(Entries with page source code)
☆ ☆ ☆ ☆

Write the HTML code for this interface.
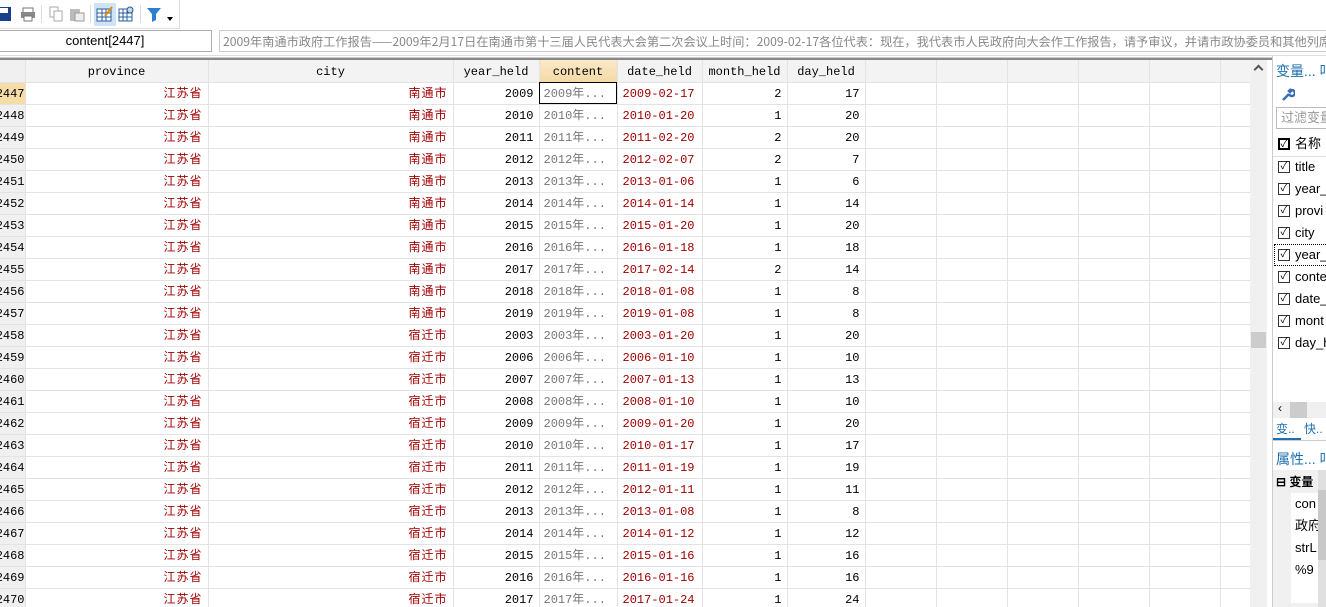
<!DOCTYPE html><html><head><meta charset="utf-8"><style>
*{margin:0;padding:0;box-sizing:border-box}
body{width:1326px;height:607px;overflow:hidden;background:#fff;font-family:"Liberation Sans","Noto Sans CJK SC",sans-serif;position:relative}
.tb{position:absolute;left:0;top:0;width:180px;height:29px;border-right:1px solid #ddd;border-bottom:1px solid #ddd}
.ic{position:absolute;top:5px;width:18px;height:18px}
.fb{position:absolute;top:29px;left:0;width:1326px;height:27px;background:#fff;border-bottom:1px solid #ddd}
.name{position:absolute;left:-2px;top:1px;width:214px;height:22px;border:1px solid #adadad;font-size:13px;text-align:center;line-height:20px}
.val{position:absolute;left:219px;top:1px;width:1110px;height:22px;border:1px solid #ccc;border-right:none;font-family:"Noto Sans CJK SC",sans-serif;font-size:12.2px;color:#888;line-height:20px;padding-left:3px;white-space:nowrap;overflow:hidden}
.gtop{position:absolute;top:57px;left:0;width:1272px;height:3px;background:#888;border-top:1px solid #ccc}
.grid{position:absolute;top:60px;left:0;width:1250px;height:547px;overflow:hidden}
table{border-collapse:collapse;table-layout:fixed;width:1250px;font-family:"Liberation Mono","Noto Sans CJK SC",monospace;font-size:12px}
td,th{height:22px;line-height:18px;padding:2px 5px 0;border-right:1px solid #e3e3e3;border-bottom:1px solid #e3e3e3;white-space:nowrap;overflow:hidden;text-align:right;vertical-align:middle}
th{background:#f3f3f3;font-weight:normal;text-align:center;color:#000}
th.c{background:linear-gradient(#fbe9c8,#f3d9a6)}
td:first-child,th:first-child{background:#f0f0f0;padding:2px 0 0;text-align:left;direction:rtl}
td.r{color:#a00000}td.g{color:#777;text-align:left;padding:1px 0 0 4px;line-height:20px}td.zh{font-family:"Noto Sans CJK SC",sans-serif;font-size:12px;padding-top:0;line-height:20px;letter-spacing:1px}
tr.s td:first-child{background:#f6dca9}
.sel{outline:1px solid #000;outline-offset:-1px}
.sb{position:absolute;left:1250px;top:60px;width:17px;height:547px;background:#f0f0f0}
.rp{position:absolute;left:1272px;top:56px;width:54px;height:551px;background:#fff;border-left:1px solid #ccc;font-size:13px;overflow:hidden}
.vr{position:absolute;left:5px;height:22px;line-height:22px;white-space:nowrap}
.cb{position:absolute;left:0;top:5px;width:12px;height:12px;border:1px solid #333;font-size:10px;line-height:10px;text-align:center}
.vr .t{margin-left:17px}
</style></head><body>
<div class="tb">
<svg class="ic" style="left:0" viewBox="0 0 18 18"><rect x="-4" y="2" width="15" height="14" fill="#1b3f8f"/><rect x="0" y="3" width="8" height="5" fill="#fff"/></svg>
<svg class="ic" style="left:19px" viewBox="0 0 18 18"><rect x="4" y="3" width="10" height="5" fill="#fff" stroke="#777"/><rect x="2" y="7" width="14" height="6" fill="#888"/><rect x="5" y="11" width="8" height="5" fill="#fff" stroke="#777"/></svg>
<div style="position:absolute;left:41px;top:5px;width:1px;height:18px;background:#ddd"></div>
<svg class="ic" style="left:47px" viewBox="0 0 18 18"><rect x="3" y="2" width="8" height="10" fill="#fff" stroke="#aaa"/><rect x="7" y="6" width="8" height="10" fill="#fff" stroke="#aaa"/></svg>
<svg class="ic" style="left:68px" viewBox="0 0 18 18"><rect x="2" y="4" width="10" height="12" fill="#bbb"/><rect x="7" y="8" width="9" height="8" fill="#eee" stroke="#999"/></svg>
<div style="position:absolute;left:90px;top:5px;width:1px;height:18px;background:#ddd"></div>
<div style="position:absolute;left:94px;top:3px;width:22px;height:23px;background:#cde3f7"></div>
<svg class="ic" style="left:96px" viewBox="0 0 18 18"><rect x="1" y="4" width="14" height="12" fill="#fff" stroke="#2d5c9c"/><path d="M1 8h14M1 12h14M6 4v12M10 4v12" stroke="#2d5c9c"/><path d="M9 11l7-9" stroke="#e08a00" stroke-width="2"/></svg>
<svg class="ic" style="left:118px" viewBox="0 0 18 18"><rect x="1" y="4" width="13" height="12" fill="#fff" stroke="#2d5c9c"/><path d="M1 8h13M1 12h13M5 4v12M9 4v12" stroke="#2d5c9c"/><circle cx="12" cy="5" r="3" fill="#bde" stroke="#357"/></svg>
<div style="position:absolute;left:140px;top:5px;width:1px;height:18px;background:#ddd"></div>
<svg class="ic" style="left:146px" viewBox="0 0 18 18"><path d="M1 3h14l-5 6v6l-4 2v-8z" fill="#2b7fd1"/></svg>
<div style="position:absolute;left:167px;top:17px;border:3px solid transparent;border-top:4px solid #000"></div>
</div>
<div class="fb"><div class="name">content[2447]</div><div class="val">2009年南通市政府工作报告——2009年2月17日在南通市第十三届人民代表大会第二次会议上时间：2009-02-17各位代表：现在，我代表市人民政府向大会作工作报告，请予审议，并请市政协委员和其他列席</div></div>
<div class="gtop"></div>
<div class="grid"><table>
<colgroup><col style="width:25px"><col style="width:183px"><col style="width:245px"><col style="width:86px"><col style="width:78px"><col style="width:85px"><col style="width:85px"><col style="width:78px"><col style="width:71px"><col style="width:71px"><col style="width:71px"><col style="width:71px"><col style="width:71px"><col style="width:30px"></colgroup>
<tr><th></th><th>province</th><th>city</th><th>year_held</th><th class="c">content</th><th>date_held</th><th>month_held</th><th>day_held</th><th></th><th></th><th></th><th></th><th></th><th></th></tr>
<tr class="s"><td>2447</td><td class="r zh">江苏省</td><td class="r zh">南通市</td><td>2009</td><td class="g sel">2009年...</td><td class="r" style="text-align:left">2009-02-17</td><td>2</td><td>17</td><td></td><td></td><td></td><td></td><td></td><td></td></tr>
<tr><td>2448</td><td class="r zh">江苏省</td><td class="r zh">南通市</td><td>2010</td><td class="g">2010年...</td><td class="r" style="text-align:left">2010-01-20</td><td>1</td><td>20</td><td></td><td></td><td></td><td></td><td></td><td></td></tr>
<tr><td>2449</td><td class="r zh">江苏省</td><td class="r zh">南通市</td><td>2011</td><td class="g">2011年...</td><td class="r" style="text-align:left">2011-02-20</td><td>2</td><td>20</td><td></td><td></td><td></td><td></td><td></td><td></td></tr>
<tr><td>2450</td><td class="r zh">江苏省</td><td class="r zh">南通市</td><td>2012</td><td class="g">2012年...</td><td class="r" style="text-align:left">2012-02-07</td><td>2</td><td>7</td><td></td><td></td><td></td><td></td><td></td><td></td></tr>
<tr><td>2451</td><td class="r zh">江苏省</td><td class="r zh">南通市</td><td>2013</td><td class="g">2013年...</td><td class="r" style="text-align:left">2013-01-06</td><td>1</td><td>6</td><td></td><td></td><td></td><td></td><td></td><td></td></tr>
<tr><td>2452</td><td class="r zh">江苏省</td><td class="r zh">南通市</td><td>2014</td><td class="g">2014年...</td><td class="r" style="text-align:left">2014-01-14</td><td>1</td><td>14</td><td></td><td></td><td></td><td></td><td></td><td></td></tr>
<tr><td>2453</td><td class="r zh">江苏省</td><td class="r zh">南通市</td><td>2015</td><td class="g">2015年...</td><td class="r" style="text-align:left">2015-01-20</td><td>1</td><td>20</td><td></td><td></td><td></td><td></td><td></td><td></td></tr>
<tr><td>2454</td><td class="r zh">江苏省</td><td class="r zh">南通市</td><td>2016</td><td class="g">2016年...</td><td class="r" style="text-align:left">2016-01-18</td><td>1</td><td>18</td><td></td><td></td><td></td><td></td><td></td><td></td></tr>
<tr><td>2455</td><td class="r zh">江苏省</td><td class="r zh">南通市</td><td>2017</td><td class="g">2017年...</td><td class="r" style="text-align:left">2017-02-14</td><td>2</td><td>14</td><td></td><td></td><td></td><td></td><td></td><td></td></tr>
<tr><td>2456</td><td class="r zh">江苏省</td><td class="r zh">南通市</td><td>2018</td><td class="g">2018年...</td><td class="r" style="text-align:left">2018-01-08</td><td>1</td><td>8</td><td></td><td></td><td></td><td></td><td></td><td></td></tr>
<tr><td>2457</td><td class="r zh">江苏省</td><td class="r zh">南通市</td><td>2019</td><td class="g">2019年...</td><td class="r" style="text-align:left">2019-01-08</td><td>1</td><td>8</td><td></td><td></td><td></td><td></td><td></td><td></td></tr>
<tr><td>2458</td><td class="r zh">江苏省</td><td class="r zh">宿迁市</td><td>2003</td><td class="g">2003年...</td><td class="r" style="text-align:left">2003-01-20</td><td>1</td><td>20</td><td></td><td></td><td></td><td></td><td></td><td></td></tr>
<tr><td>2459</td><td class="r zh">江苏省</td><td class="r zh">宿迁市</td><td>2006</td><td class="g">2006年...</td><td class="r" style="text-align:left">2006-01-10</td><td>1</td><td>10</td><td></td><td></td><td></td><td></td><td></td><td></td></tr>
<tr><td>2460</td><td class="r zh">江苏省</td><td class="r zh">宿迁市</td><td>2007</td><td class="g">2007年...</td><td class="r" style="text-align:left">2007-01-13</td><td>1</td><td>13</td><td></td><td></td><td></td><td></td><td></td><td></td></tr>
<tr><td>2461</td><td class="r zh">江苏省</td><td class="r zh">宿迁市</td><td>2008</td><td class="g">2008年...</td><td class="r" style="text-align:left">2008-01-10</td><td>1</td><td>10</td><td></td><td></td><td></td><td></td><td></td><td></td></tr>
<tr><td>2462</td><td class="r zh">江苏省</td><td class="r zh">宿迁市</td><td>2009</td><td class="g">2009年...</td><td class="r" style="text-align:left">2009-01-20</td><td>1</td><td>20</td><td></td><td></td><td></td><td></td><td></td><td></td></tr>
<tr><td>2463</td><td class="r zh">江苏省</td><td class="r zh">宿迁市</td><td>2010</td><td class="g">2010年...</td><td class="r" style="text-align:left">2010-01-17</td><td>1</td><td>17</td><td></td><td></td><td></td><td></td><td></td><td></td></tr>
<tr><td>2464</td><td class="r zh">江苏省</td><td class="r zh">宿迁市</td><td>2011</td><td class="g">2011年...</td><td class="r" style="text-align:left">2011-01-19</td><td>1</td><td>19</td><td></td><td></td><td></td><td></td><td></td><td></td></tr>
<tr><td>2465</td><td class="r zh">江苏省</td><td class="r zh">宿迁市</td><td>2012</td><td class="g">2012年...</td><td class="r" style="text-align:left">2012-01-11</td><td>1</td><td>11</td><td></td><td></td><td></td><td></td><td></td><td></td></tr>
<tr><td>2466</td><td class="r zh">江苏省</td><td class="r zh">宿迁市</td><td>2013</td><td class="g">2013年...</td><td class="r" style="text-align:left">2013-01-08</td><td>1</td><td>8</td><td></td><td></td><td></td><td></td><td></td><td></td></tr>
<tr><td>2467</td><td class="r zh">江苏省</td><td class="r zh">宿迁市</td><td>2014</td><td class="g">2014年...</td><td class="r" style="text-align:left">2014-01-12</td><td>1</td><td>12</td><td></td><td></td><td></td><td></td><td></td><td></td></tr>
<tr><td>2468</td><td class="r zh">江苏省</td><td class="r zh">宿迁市</td><td>2015</td><td class="g">2015年...</td><td class="r" style="text-align:left">2015-01-16</td><td>1</td><td>16</td><td></td><td></td><td></td><td></td><td></td><td></td></tr>
<tr><td>2469</td><td class="r zh">江苏省</td><td class="r zh">宿迁市</td><td>2016</td><td class="g">2016年...</td><td class="r" style="text-align:left">2016-01-16</td><td>1</td><td>16</td><td></td><td></td><td></td><td></td><td></td><td></td></tr>
<tr><td>2470</td><td class="r zh">江苏省</td><td class="r zh">宿迁市</td><td>2017</td><td class="g">2017年...</td><td class="r" style="text-align:left">2017-01-24</td><td>1</td><td>24</td><td></td><td></td><td></td><td></td><td></td><td></td></tr>
</table></div>
<div class="sb"><div style="position:absolute;left:5px;top:6px;width:7px;height:7px;border-left:2px solid #555;border-top:2px solid #555;transform:rotate(45deg)"></div><div style="position:absolute;left:1px;top:272px;width:15px;height:16px;background:#ccc"></div></div>
<div class="rp">
<div class="vr" style="top:4px;left:3px;color:#1e6fb0;font-size:14px">变量... 卟</div>
<svg style="position:absolute;left:8px;top:32px" width="14" height="14" viewBox="0 0 14 14"><path d="M2 12l6-6M8 6a3 3 0 1 0 3-4l-2 2-1-1 2-2" stroke="#3a6fb0" stroke-width="2.5" fill="none"/></svg>
<div style="position:absolute;left:3px;top:51px;width:60px;height:22px;border:1px solid #bbb;color:#999;line-height:20px;padding-left:4px">过滤变量</div>
<div class="vr" style="top:77px"><span class="cb" style="border-width:2px;border-color:#000">✓</span><span class="t">名称</span></div>
<div style="position:absolute;left:0;top:100px;width:60px;height:1px;background:#ddd"></div>
<div class="vr" style="top:100px"><span class="cb">✓</span><span class="t">title</span></div>
<div class="vr" style="top:122px"><span class="cb">✓</span><span class="t">year_t</span></div>
<div class="vr" style="top:144px"><span class="cb">✓</span><span class="t">provi</span></div>
<div class="vr" style="top:166px"><span class="cb">✓</span><span class="t">city</span></div>
<div style="position:absolute;left:1px;top:188px;width:60px;height:22px;outline:1px dotted #000;outline-offset:-1px"></div>
<div class="vr" style="top:188px"><span class="cb">✓</span><span class="t">year_</span></div>
<div class="vr" style="top:210px"><span class="cb">✓</span><span class="t">conte</span></div>
<div class="vr" style="top:232px"><span class="cb">✓</span><span class="t">date_</span></div>
<div class="vr" style="top:254px"><span class="cb">✓</span><span class="t">mont</span></div>
<div class="vr" style="top:276px"><span class="cb">✓</span><span class="t">day_h</span></div>
<div style="position:absolute;left:0;top:346px;width:60px;height:16px;background:#f0f0f0"><span style="position:absolute;left:5px;top:-1px;font-size:12px">‹</span><div style="position:absolute;left:17px;top:0;width:17px;height:16px;background:#ccc"></div></div>
<div class="vr" style="top:362px;left:3px;color:#1e6fb0;font-size:12px">变.. <span style="color:#1e6fb0;margin-left:6px">快..</span></div>
<div style="position:absolute;left:0;top:382px;width:28px;height:2px;background:#1e6fb0"></div>
<div style="position:absolute;left:0;top:384px;width:60px;height:1px;background:#ccc"></div>
<div class="vr" style="top:392px;left:3px;color:#1e6fb0;font-size:14px">属性... 卟</div>
<div style="position:absolute;left:0;top:414px;width:60px;height:140px;background:#f0f0f0"></div>
<div class="vr" style="top:415px;left:3px;font-weight:bold;font-size:12px">⊟ 变量</div>
<div style="position:absolute;left:18px;top:437px;width:40px;height:110px;background:#fff"></div>
<div class="vr" style="top:437px;left:22px">con</div>
<div class="vr" style="top:459px;left:22px">政府</div>
<div class="vr" style="top:481px;left:22px">strL</div>
<div class="vr" style="top:503px;left:22px">%9</div>
<div style="position:absolute;left:45px;top:414px;width:9px;height:140px;background:#e0e0e0"><div style="position:absolute;top:20px;width:9px;height:70px;background:#c8c8c8"></div></div>
</div>
</body></html>
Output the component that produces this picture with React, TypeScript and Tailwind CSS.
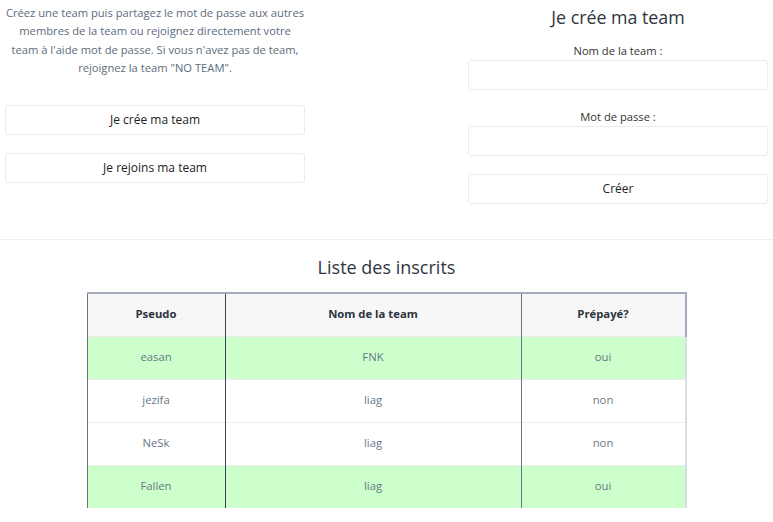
const rows = [
  { pseudo: 'easan', team: 'FNK', paid: 'oui' },
  { pseudo: 'jezifa', team: 'liag', paid: 'non' },
  { pseudo: 'NeSk', team: 'liag', paid: 'non' },
  { pseudo: 'Fallen', team: 'liag', paid: 'oui' },
];

export default function App() {
  return (
    <div className="w-[773px] h-[522px] overflow-hidden bg-white" style={{ fontFamily: '"Open Sans", sans-serif' }}>
      {/* Top: explanation + form */}
      <div className="flex h-[240px] border-b border-[#efefef]">
        <div className="w-[310px] shrink-0 pt-[4px]">
          <p className="whitespace-nowrap text-[11.2px] leading-[18.3px] text-[#5c6b7d] text-center">
            Créez une team puis partagez le mot de passe aux autres
            <br />
            membres de la team ou rejoignez directement votre
            <br />
            team à l'aide mot de passe. Si vous n'avez pas de team,
            <br />
            rejoignez la team "NO TEAM".
          </p>
          <div className="px-[5px]">
            <button className="mt-[28px] w-full h-[30px] rounded-[3px] border border-[#ececec] bg-white text-[12px] text-[#222]">
              Je crée ma team
            </button>
            <button className="mt-[18px] w-full h-[30px] rounded-[3px] border border-[#ececec] bg-white text-[12px] text-[#222]">
              Je rejoins ma team
            </button>
          </div>
        </div>
        <div className="ml-auto mr-[5px] w-[300px] flex flex-col items-center">
          <h2 className="mt-[5px] text-[17.8px] leading-[24px] text-[#2f3640]">Je crée ma team</h2>
          <label className="mt-[14px] text-[11.2px] leading-[16px] text-[#333]">Nom de la team :</label>
          <input className="mt-[1px] w-full h-[30px] rounded-[3px] border border-[#ececec] bg-white" />
          <label className="mt-[19px] text-[11.2px] leading-[16px] text-[#333]">Mot de passe :</label>
          <input className="mt-[1px] w-full h-[30px] rounded-[3px] border border-[#ececec] bg-white" />
          <button className="mt-[18px] w-full h-[30px] rounded-[3px] border border-[#ececec] bg-white text-[12px] text-[#222]">
            Créer
          </button>
        </div>
      </div>

      {/* Registered list */}
      <h2 className="mt-[15px] text-center text-[18px] leading-[24px] text-[#2f3640]">Liste des inscrits</h2>
      <div className="mt-[13px] flex justify-center">
        <table className="w-[600px] border-collapse text-[11.3px]">
          <thead>
            <tr className="bg-[#f7f7f7] h-[43px] border-t-2 border-[#a3abba]">
              <th className="w-[138px] border-l border-[#6b7585] font-bold text-[#2d3540]">Pseudo</th>
              <th className="w-[296px] border-l border-[#3b4350] font-bold text-[#2d3540]">Nom de la team</th>
              <th className="border-l border-r-2 border-[#6b7585] border-r-[#a3abba] font-bold text-[#2d3540]">Prépayé?</th>
            </tr>
          </thead>
          <tbody>
            {rows.map((r) => (
              <tr
                key={r.pseudo}
                className={`h-[43px] border-t border-[#eeeeee] ${r.paid === 'oui' ? 'bg-[#ccffcc]' : 'bg-white'}`}
              >
                <td className="border-l border-[#6b7585] text-center text-[#6a7786]">{r.pseudo}</td>
                <td className="border-l border-[#3b4350] text-center text-[#6a7786]">{r.team}</td>
                <td className="border-l border-r-2 border-[#6b7585] border-r-[#d8dde3] text-center text-[#6a7786]">{r.paid}</td>
              </tr>
            ))}
          </tbody>
        </table>
      </div>
    </div>
  );
}
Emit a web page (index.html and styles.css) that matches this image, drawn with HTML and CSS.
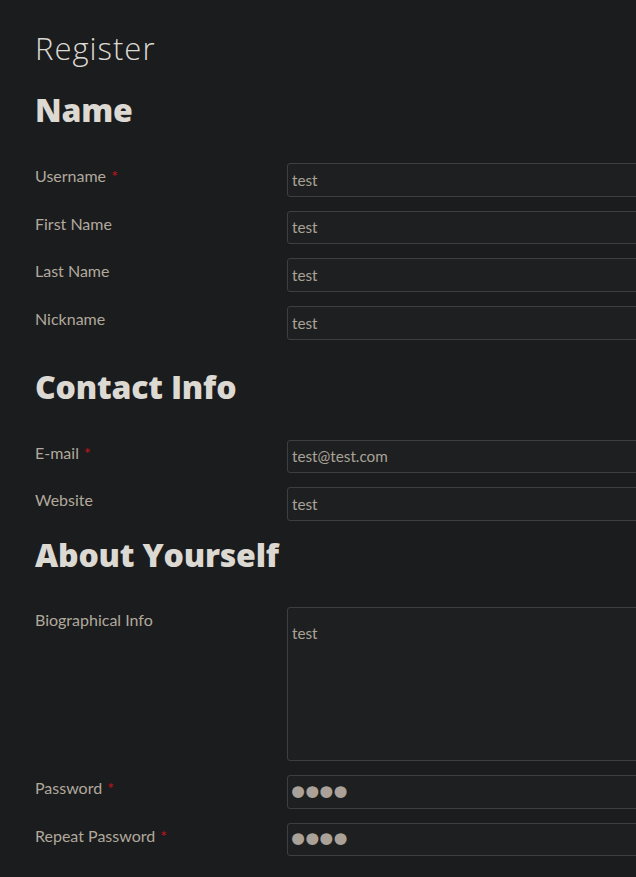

☆ ☆ ☆ ☆

_Work to do:_ Keep only the lines that hold the string "this", and copy them out.

_Task response:_
Write the HTML code for this interface.
Output the component that produces this picture with React, TypeScript and Tailwind CSS.
Emit a web page (index.html and styles.css) that matches this image, drawn with HTML and CSS.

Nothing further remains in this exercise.